The movie really wants this theater to serve as a metaphor for rebirth, and it does everything it can, from adopting “The Majestic” as its title to seducing the audience with its sweet and nostalgic score.

A few interesting and thoughtful ideas are introduced. For example, when Luke does get his memory back, which life will he choose, the small-town life of his childhood or the life he’s lived these last 10 years?

But movie is too busy feeding the audience high fructose corn syrup to delve very deeply into these issues.

Point of Order

But the worst thing about The Majestic is its bracketing story, which features “Peter Appleton’s” (Luke’s) problem with the commie hunters.

For those who don’t know about the McCarthy era, let me first recommend a documentary made from televised proceedings in 1954 called “Point of Order.” Then let me summarize the ordeal, from the point of view of a screenwriter in 1947.

Dalton Trumbo is one of ten movie-makers called before the House Un-American Activities Committee, accused of subversion and of affiliating with communists. His refusal to testify (which should have been a constitutionally-guaranteed right) cost him a prison sentence and a spot on the blacklist.

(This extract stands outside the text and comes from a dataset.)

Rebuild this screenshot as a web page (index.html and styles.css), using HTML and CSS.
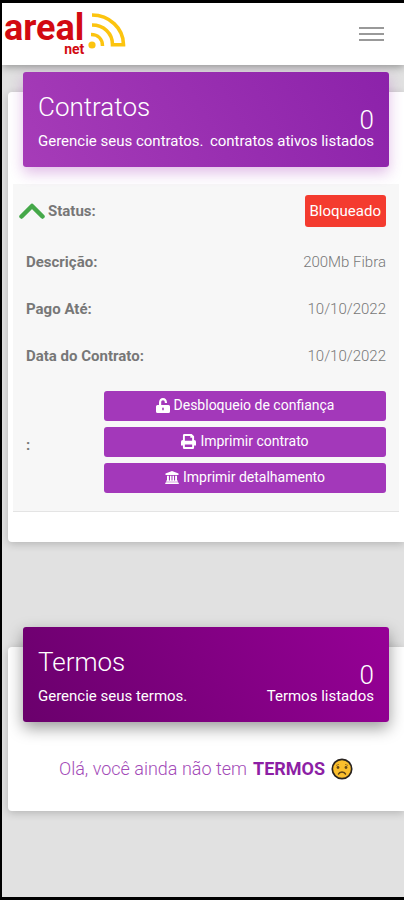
FILE: index.html
```html
<!DOCTYPE html>
<html lang="pt-BR">
<head>
    <meta charset="UTF-8">
    <meta name="viewport" content="width=device-width, initial-scale=1.0">
    <title>Areal Net - Contratos</title>
    <link rel="stylesheet" href="styles.css">
</head>
<body>
    <header class="navbar">
        <a class="logo" href="#" aria-label="Areal Net">
            <span class="logo-text">
                <span class="logo-name">areal</span>
                <span class="logo-sub">net</span>
            </span>
            <svg class="logo-wave" viewBox="0 0 38 36" width="38" height="36" fill="none" stroke="#fcc40f">
                <circle cx="4" cy="32" r="3.6" fill="#fcc40f" stroke="none"/>
                <path d="M3 21.500C10 21.500 14.500 26 14.500 33" stroke-width="3.500"/>
                <path d="M4 2C21 2 35.500 15 35.500 31.700H24.500C24.500 20 15.500 12 4 12" stroke-width="3.600"/>
            </svg>
        </a>
        <button class="menu-button" type="button" aria-label="Menu">
            <span class="menu-bar"></span>
            <span class="menu-bar"></span>
            <span class="menu-bar"></span>
        </button>
    </header>

    <main class="content">
        <section class="card">
            <div class="card-header">
                <h4 class="card-title">Contratos</h4>
                <div class="card-info">
                    <p class="card-category">Gerencie seus contratos.</p>
                    <p class="card-total"><span class="card-number">0</span>contratos ativos listados</p>
                </div>
            </div>
            <dl class="contract">
                <div class="contract-row status-row">
                    <dt>
                        <svg class="chevron" viewBox="0 0 26 16" width="26" height="16" fill="none" stroke="#45a849" stroke-width="4.500" stroke-linecap="round" stroke-linejoin="round">
                            <path d="M2.500 13.500L13 3L23.500 13.500"/>
                        </svg>
                        Status:
                    </dt>
                    <dd><span class="badge">Bloqueado</span></dd>
                </div>
                <div class="contract-row">
                    <dt>Descrição:</dt>
                    <dd>200Mb Fibra</dd>
                </div>
                <div class="contract-row">
                    <dt>Pago Até:</dt>
                    <dd>10/10/2022</dd>
                </div>
                <div class="contract-row">
                    <dt>Data do Contrato:</dt>
                    <dd>10/10/2022</dd>
                </div>
                <div class="contract-row actions-row">
                    <dt>:</dt>
                    <dd class="actions">
                        <button class="btn" type="button">
                            <svg viewBox="0 0 14 15" width="14" height="15" fill="#fff">
                                <path fill-rule="evenodd" d="M1.500 7H3V4.500C3 2 4.700 0 7 0S11 2 11 4.500V5H8.800V4.500C8.800 3 8.200 2.200 7 2.200S5.200 3 5.200 4.500V7H12.500Q14 7 14 8.500V13.500Q14 15 12.500 15H1.500Q0 15 0 13.500V8.500Q0 7 1.500 7ZM7 9.500A.800.800 0 0 0 6.200 10.300V11.600A.800.800 0 0 0 7.800 11.600V10.300A.800.800 0 0 0 7 9.500Z"/>
                            </svg>
                            Desbloqueio de confiança
                        </button>
                        <button class="btn" type="button">
                            <svg viewBox="0 0 14 14" width="15" height="15" fill="#fff">
                                <path fill-rule="evenodd" d="M1.800 5.500V1.300Q1.800 0 3.100 0H10L12.200 2.200V5.500Q14 5.700 14 7.300V10.800H12.200V12.800Q12.200 14 11 14H3Q1.800 14 1.800 12.800V10.800H0V7.300Q0 5.700 1.800 5.500ZM3.600 1.800V6.200H10.400V3.500H8.700V1.800ZM3.600 9.800V12.200H10.400V9.800Z"/>
                            </svg>
                            Imprimir contrato
                        </button>
                        <button class="btn" type="button">
                            <svg viewBox="0 0 14 13" width="14" height="13" fill="#fff">
                                <path d="M7 0L13.500 2.600V4H.500V2.600ZM2 4.800H3.900V9.500H5V4.800H6.500V9.500H7.500V4.800H9V9.500H10.100V4.800H12V9.500H12.800V10.700H1.200V9.500H2ZM.800 11.300H13.200L14 13H0Z"/>
                            </svg>
                            Imprimir detalhamento
                        </button>
                    </dd>
                </div>
            </dl>
        </section>

        <section class="card">
            <div class="card-header card-header-dark">
                <h4 class="card-title">Termos</h4>
                <div class="card-info">
                    <p class="card-category">Gerencie seus termos.</p>
                    <p class="card-total"><span class="card-number">0</span>Termos listados</p>
                </div>
            </div>
            <p class="empty">
                Olá, você ainda não tem <strong>TERMOS</strong>
                <svg class="sad-face" viewBox="0 0 22 22" width="22" height="22" fill="none">
                    <circle cx="11" cy="11" r="9.700" fill="#fbbf2c" stroke="#282320" stroke-width="1.700"/>
                    <path d="M5 7.500L8 6.300M14 6.300L17 7.500" stroke="#a87918"/>
                    <circle cx="7" cy="9.500" r="1.400" fill="#694b18"/>
                    <circle cx="15" cy="9.500" r="1.400" fill="#694b18"/>
                    <path d="M7.500 16C8.500 13.300 13.500 13.300 14.500 16" stroke="#5d4216" stroke-width="1.500" stroke-linecap="round"/>
                </svg>
            </p>
        </section>
    </main>
</body>
</html>
```
FILE: styles.css
```css
* {
  box-sizing: border-box;
}

body {
  display: flex;
  flex-direction: column;
  min-height: 100vh;
  margin: 0;
  border: solid #000;
  border-width: 3px 0 3px 2px;
  background-color: #e1e1e1;
  color: #777;
  font-family: Roboto, "Liberation Sans", sans-serif;
  font-size: 15px;
  line-height: 20px;
}

h4, p, dl, dd {
  margin: 0;
}

.navbar {
  display: flex;
  justify-content: space-between;
  align-items: center;
  height: 62px;
  padding: 0 20px 0 2px;
  background-color: #fff;
  box-shadow: 0 2px 8px rgba(0, 0, 0, 0.35);
}

.logo {
  display: flex;
  gap: 4px;
  color: #d20a11;
  text-decoration: none;
}

.logo-text {
  display: flex;
  flex-direction: column;
  align-items: flex-end;
  font-weight: 700;
}

.logo-name {
  font-size: 36px;
  line-height: 30px;
}

.logo-sub {
  font-size: 14px;
  line-height: 12px;
}

.menu-button {
  display: flex;
  flex-direction: column;
  gap: 4px;
  padding: 0;
  border: none;
  background: none;
  cursor: pointer;
}

.menu-bar {
  width: 25px;
  height: 2px;
  background-color: #999;
}

.content {
  padding: 27px 0 0 6px;
}

.card {
  margin-bottom: 105px;
  padding: 0 5px 30px;
  border-radius: 4px 0 0 4px;
  background-color: #fff;
  box-shadow: 0 2px 8px rgba(0, 0, 0, 0.2);
}

.card:last-child {
  margin-bottom: 30px;
}

.card-header {
  position: relative;
  top: -20px;
  margin: 0 10px -3px;
  padding: 20px 15px 16px;
  border-radius: 3px;
  background: linear-gradient(60deg, #a63cb8, #8c22aa);
  box-shadow: 0 6px 14px rgba(156, 39, 176, 0.3);
  color: #fff;
}

.card-header-dark {
  background: linear-gradient(60deg, #6a006c, #960096);
  box-shadow: 0 6px 16px rgba(0, 0, 0, 0.4);
}

.card-title {
  font-size: 26px;
  font-weight: 300;
  line-height: 30px;
}

.card-info {
  display: flex;
  justify-content: space-between;
  align-items: flex-end;
  height: 29px;
}

.card-total {
  text-align: right;
}

.card-number {
  display: block;
  font-size: 26px;
  font-weight: 300;
  line-height: 22px;
}

.contract {
  border-bottom: 1px solid #e4e4e4;
  background-color: #f7f7f7;
}

.contract-row {
  display: flex;
  justify-content: space-between;
  align-items: center;
  min-height: 47px;
  padding: 0 13px;
}

.contract-row dt {
  font-weight: 700;
}

.contract-row dd {
  font-weight: 300;
}

.status-row {
  min-height: 54px;
  padding-left: 6px;
}

.status-row dt {
  display: flex;
  align-items: center;
  gap: 3px;
}

.badge {
  display: block;
  padding: 6px 5px;
  border-radius: 3px;
  background-color: #f43b2f;
  color: #fff;
  font-weight: 400;
}

.contract-row .actions {
  display: flex;
  flex-direction: column;
  gap: 6px;
  width: 282px;
  padding: 12px 0 18px;
}

.btn {
  display: flex;
  justify-content: center;
  align-items: center;
  gap: 4px;
  height: 30px;
  padding: 0 0 2px;
  border: none;
  border-radius: 3px;
  background-color: #a338ba;
  color: #fff;
  font-family: inherit;
  font-size: 14px;
  cursor: pointer;
}

.empty {
  display: flex;
  justify-content: center;
  align-items: center;
  gap: 6px;
  padding-top: 18px;
  color: #a34bb8;
  font-size: 18px;
  font-weight: 300;
  line-height: 24px;
}

.empty strong {
  color: #8d1fa5;
  font-weight: 700;
}
```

These ten people lost their careers. Dalton Trumbo stands out among them because he managed to work his way back into a job after years of unemployment. He was only able to do this by being so determined that he wrote under pseudonyms and hired “fronts,” and by being so talented that one of his fronts accepted an Academy Award for writing Roman Holiday.

Remember the Hollywood Ten

The point is, McCarthy’s witch-hunt caused real damage to real people. Livelihoods were lost. Reputations were destroyed. Strong, smart, and noble people were caught in the net, in spite of their best efforts.

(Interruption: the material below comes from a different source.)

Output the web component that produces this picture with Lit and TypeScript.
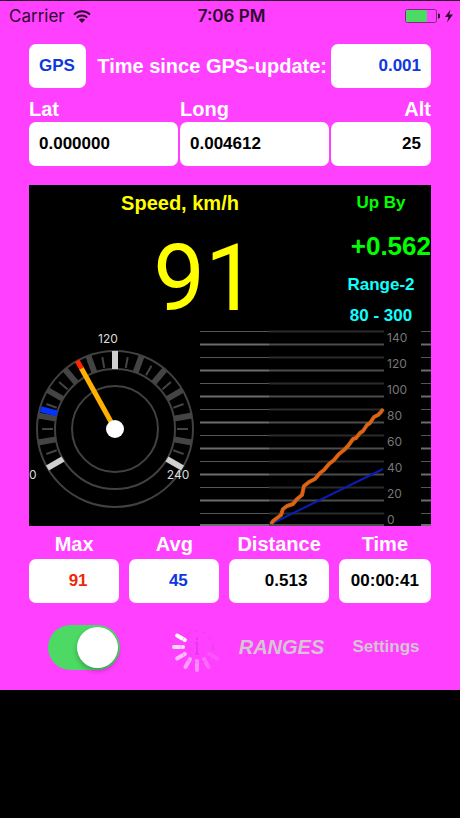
import { LitElement, html, svg, css } from "lit";
import { customElement, property, state } from "lit/decorators.js";

/** Round dial, one degree per km/h, zero at the lower left. */
@customElement("speed-gauge")
class SpeedGauge extends LitElement {
  @property({ type: Number }) speed = 0;
  @property({ type: Number }) average = 0;

  static styles = css`
    :host { display: block; }
    svg { display: block; width: 100%; }
    .ring { fill: none; stroke: #414141; stroke-width: 2; }
    .major { stroke: #444; stroke-width: 6; }
    .minor { stroke: #444; stroke-width: 2; }
    .bright { stroke: #d0d0d0; stroke-width: 6; }
    .average { stroke: #0433ff; stroke-width: 6; }
    .needle { stroke: #ffb000; stroke-width: 5; }
    .tip { stroke: #ff2600; stroke-width: 5; }
    .hub { fill: #fff; }
    text { font: 12px Inter, sans-serif; fill: #ddd; }
  `;

  private tick(value: number, from: number, to: number, cls: string) {
    return svg`<line class=${cls} x1="115" x2="115" y1=${429 - from} y2=${429 - to}
      transform="rotate(${value - 120} 115 429)"></line>`;
  }

  render() {
    const steps = Array.from({ length: 13 }, (_, i) => i * 20);
    return html`
      <svg viewBox="29 331 171 195" role="img" aria-label="Speed gauge">
        <circle class="ring" cx="115" cy="429" r="78"></circle>
        <circle class="ring" cx="115" cy="429" r="60"></circle>
        <circle class="ring" cx="115" cy="429" r="43"></circle>
        ${steps.map((v) => this.tick(v, 60, 78, v % 120 === 0 ? "bright" : "major"))}
        ${steps.slice(0, 12).map((v) => this.tick(v + 10, 62, 73, "minor"))}
        ${this.tick(this.average, 60, 77, "average")}
        ${this.tick(this.speed, 0, 70, "needle")}
        ${this.tick(this.speed, 69, 78, "tip")}
        <circle class="hub" cx="115" cy="429" r="9"></circle>
        <text x="108" y="343" text-anchor="middle">120</text>
        <text x="29" y="479">0</text>
        <text x="178" y="479" text-anchor="middle">240</text>
      </svg>
    `;
  }
}

@customElement("speed-chart")
class SpeedChart extends LitElement {
  static styles = css`
    :host { display: block; }
    svg { display: block; width: 100%; overflow: visible; }
    .line { stroke: #2b2b2b; stroke-width: 2; }
    .line.strong { stroke: #4c4c4c; }
    .old { stroke: #555; stroke-width: 1; }
    .old.strong { stroke: #6c6c6c; stroke-width: 2; }
    .speed { fill: none; stroke: #b06a14; stroke-width: 4; stroke-linejoin: round; }
    .core { fill: none; stroke: #f55a14; stroke-width: 2; stroke-linejoin: round; }
    .average { fill: none; stroke: #0a1eb4; stroke-width: 2; }
    text { font: 12px Inter, sans-serif; fill: #777; }
  `;

  render() {
    const rows = Array.from({ length: 16 }, (_, i) => i);
    const trace =
      "271,524 273,521 277,518 281,515 283,509 287,506 293,504 297,499 302,495 304,486 " +
      "309,482 315,479 320,473 324,470 329,464 334,460 339,454 344,450 348,446 353,439 " +
      "356,438 360,433 363,431 367,425 370,423 374,417 378,415 381,412 383,409";
    return html`
      <svg viewBox="200 331 231 195" role="img" aria-label="Speed history">
        ${rows.map((i) => {
          const y = i === 15 ? 525 : 331.5 + i * 13;
          const strong = i % 2 === 1 ? "strong" : "";
          return svg`
            <line class="old ${strong}" x1="200" x2="269" y1=${y} y2=${y}></line>
            <line class="line ${strong}" x1="269" x2="384" y1=${y} y2=${y}></line>
            <line class="old ${strong}" x1="421" x2="431" y1=${y} y2=${y}></line>`;
        })}
        <polyline class="average" points="271,524 383,469"></polyline>
        <polyline class="speed" points=${trace}></polyline>
        <polyline class="core" points=${trace}></polyline>
        ${rows.slice(0, 8).map(
          (i) => svg`<text x="387" y=${524 - i * 26}>${i * 20}</text>`
        )}
      </svg>
    `;
  }
}

@customElement("app-root")
class AppRoot extends LitElement {
  @state() private running = true;

  static styles = css`
    :host {
      display: block;
      min-height: 100vh;
      background: #000;
      font-family: "Liberation Sans", Arial, sans-serif;
      font-weight: bold;
      font-size: 20px;
      line-height: 24px;
      color: #fff;
    }
    * { box-sizing: border-box; }
    .screen { background: #ff40ff; border-top: 1px solid #2c0a2c; }
    .status {
      display: grid;
      grid-template-columns: 1fr auto 1fr;
      align-items: center;
      height: 30px;
      padding: 0 6px 0 9px;
      font: 17px Inter, sans-serif;
      color: #2b0a2b;
    }
    .status .side { display: flex; align-items: center; gap: 8px; }
    .status .end { justify-content: flex-end; gap: 4px; }
    .status svg { display: block; }
    .clock { font-weight: 600; }
    .content { padding: 13px 29px 20px; }
    .top { display: grid; grid-template-columns: 57fr 241fr 100fr; gap: 2px; align-items: center; }
    .top label { text-align: right; padding-right: 2px; white-space: nowrap; }
    .position { display: grid; grid-template-columns: 149fr 149fr 100fr; gap: 2px; margin-top: 9px; }
    .totals { display: grid; grid-template-columns: 90fr 90fr 99fr 92fr; column-gap: 10px; margin-top: 6px; }
    .cell { display: flex; flex-direction: column; gap: 1px; min-width: 0; }
    .totals .cell { gap: 3px; text-align: center; }
    .box {
      display: block;
      width: 100%;
      height: 44px;
      margin: 0;
      padding: 0 10px 1px;
      border: 0;
      border-radius: 7px;
      background: #fff;
      font: bold 17px "Liberation Sans", Arial, sans-serif;
      color: #000;
      text-align: inherit;
    }
    .right { text-align: right; }
    .blue { color: #0f37e0; }
    .red { color: #f02808; }
    .shift { padding-left: 18px; }
    .shift-more { padding-left: 24px; }
    .panel { margin-top: 19px; background: #000; }
    .readout { display: grid; grid-template-columns: 302fr 100fr; height: 146px; padding-top: 6px; text-align: center; }
    .title { color: #ff0; }
    .speed {
      margin-top: 16px;
      padding-left: 50px;
      font-family: Roboto, sans-serif;
      font-weight: normal;
      font-size: 92px;
      line-height: 96px;
      color: #ff0;
    }
    .info { display: flex; flex-direction: column; font-size: 17px; color: #1ff; }
    .up { color: #0f0; }
    .gain { margin: 16px 0 12px; font-size: 26px; line-height: 30px; color: #0f0; text-align: right; }
    .range { margin-bottom: 7px; }
    .plots { display: grid; grid-template-columns: 171fr 231fr; }
    .controls {
      display: grid;
      grid-template-columns: 110fr 83fr 119fr 90fr;
      align-items: center;
      justify-items: center;
      height: 48px;
      margin-top: 19px;
    }
    .switch {
      appearance: none;
      display: flex;
      justify-content: flex-start;
      width: 72px;
      height: 45px;
      margin: 0;
      padding: 2px;
      border-radius: 23px;
      background: #e94fe9;
    }
    .switch::before {
      content: "";
      width: 41px;
      height: 41px;
      border-radius: 50%;
      background: #fff;
      box-shadow: 0 3px 5px rgba(0, 0, 0, 0.25);
    }
    .switch:checked { justify-content: flex-end; background: #4cd964; }
    .spinner { display: block; justify-self: end; }
    .link {
      padding: 0;
      border: 0;
      background: none;
      font: bold 17px/24px "Liberation Sans", Arial, sans-serif;
      color: #d4c4d4;
    }
    .ranges { font-size: 20px; font-style: italic; }
  `;

  private field(id: string, label: string, value: string, box = "", cell = "") {
    return html`
      <div class="cell ${cell}">
        <label for=${id}>${label}</label>
        <input class="box ${box}" id=${id} type="text" readonly .value=${value} />
      </div>
    `;
  }

  private spinner() {
    const fade = [1, 0.8, 0.65, 0.5, 0.4, 0.22, 0.1];
    return html`
      <svg class="spinner" width="50" height="50" viewBox="-25 -25 50 50" role="img" aria-label="Busy">
        ${fade.map(
          (o, i) => svg`<line x1="0" x2="0" y1="-14" y2="-23" stroke="#fff" stroke-width="4"
            stroke-linecap="round" opacity=${o} transform="rotate(${300 - i * 30})"></line>`
        )}
        <circle r="16" fill="none" stroke="#c030d0" stroke-opacity="0.3" stroke-dasharray="4 4"></circle>
        <path d="M0-10v3M-2-4h2V7M-2 7h4" fill="none" stroke="#c030d0" stroke-opacity="0.4" stroke-width="2"></path>
      </svg>
    `;
  }

  render() {
    return html`
      <main class="screen">
        <div class="status">
          <div class="side">
            <span>Carrier</span>
            <svg width="18" height="13" viewBox="0 0 18 13" fill="none" stroke="#2b0a2b" stroke-width="2">
              <path d="M1 4.6a11.4 11.4 0 0 1 16 0"></path>
              <path d="M3.8 7.6a7.4 7.4 0 0 1 10.4 0"></path>
              <path d="M9 13L5.9 9.8a4.4 4.4 0 0 1 6.2 0z" fill="#2b0a2b" stroke="none"></path>
            </svg>
          </div>
          <span class="clock">7:06 PM</span>
          <div class="side end">
            <svg width="35" height="14" viewBox="0 0 35 14">
              <rect x="0.5" y="0.5" width="31" height="13" rx="2" fill="none" stroke="#7c2a7c"></rect>
              <rect x="1" y="1" width="21" height="12" rx="1" fill="#4cd964"></rect>
              <path d="M33 4.5a2.5 2.5 0 0 1 0 5z" fill="#2b0a2b"></path>
            </svg>
            <svg width="10" height="14" viewBox="0 0 10 14">
              <path d="M6.5 0.5L1 8h3.5L3 13.5L9 5.5H5.3z" fill="#2b0a2b"></path>
            </svg>
          </div>
        </div>

        <div class="content">
          <div class="top">
            <button class="box blue" type="button">GPS</button>
            <label for="since">Time since GPS-update:</label>
            <input class="box blue right" id="since" type="text" readonly .value=${"0.001"} />
          </div>

          <div class="position">
            ${this.field("lat", "Lat", "0.000000")}
            ${this.field("long", "Long", "0.004612")}
            ${this.field("alt", "Alt", "25", "", "right")}
          </div>

          <section class="panel">
            <div class="readout">
              <div>
                <div class="title">Speed, km/h</div>
                <div class="speed">91</div>
              </div>
              <div class="info">
                <div class="up">Up By</div>
                <div class="gain">+0.562</div>
                <div class="range">Range-2</div>
                <div>80 - 300</div>
              </div>
            </div>
            <div class="plots">
              <speed-gauge .speed=${91} .average=${45}></speed-gauge>
              <speed-chart></speed-chart>
            </div>
          </section>

          <div class="totals">
            ${this.field("max", "Max", "91", "red shift")}
            ${this.field("avg", "Avg", "45", "blue shift")}
            ${this.field("distance", "Distance", "0.513", "shift-more")}
            ${this.field("time", "Time", "00:00:41")}
          </div>

          <div class="controls">
            <input class="switch" type="checkbox" role="switch" aria-label="Tracking"
              .checked=${this.running}
              @change=${(e: Event) => (this.running = (e.target as HTMLInputElement).checked)} />
            ${this.spinner()}
            <button class="link ranges" type="button">RANGES</button>
            <button class="link" type="button">Settings</button>
          </div>
        </div>
      </main>
    `;
  }
}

What The Majestic does is insult the likes of Dalton Trumbo. Luke (“Peter”), armed only with the love of a girl and the power of a heartwarming movie behind him, stands up to the Committee. He humiliates them on national TV, and steals a round of applause that belongs to the real hero of the late McCarthy years, Joseph Welch (who said to McCarthy “Have you no sense of decency, sir? At long last, have you left no sense of decency?”)

I’m sure Darabont and screenwriter Michael Sloane had the best intentions. But they managed to imply that if only the Hollywood Ten had the hearts and minds of this fictional character, their lives would not have been destroyed. If only they were as charming as Jim Carrey, the blacklists would have no power over them. That it’s really their own personal shortcomings that kept them from defeating Joe McCarthy and Roy Cohn.

Schmaltz

Without the blacklist sequence, The Majestic would have been better. But it still wouldn’t have been good. Darabaont just can’t lay off the schmaltz. He pours it on too thick. In a more magical, lightweight film, I might have been more willing to savor the sweet syrup. But in as real and serious a setting as The Majestic’s, it just makes me gag.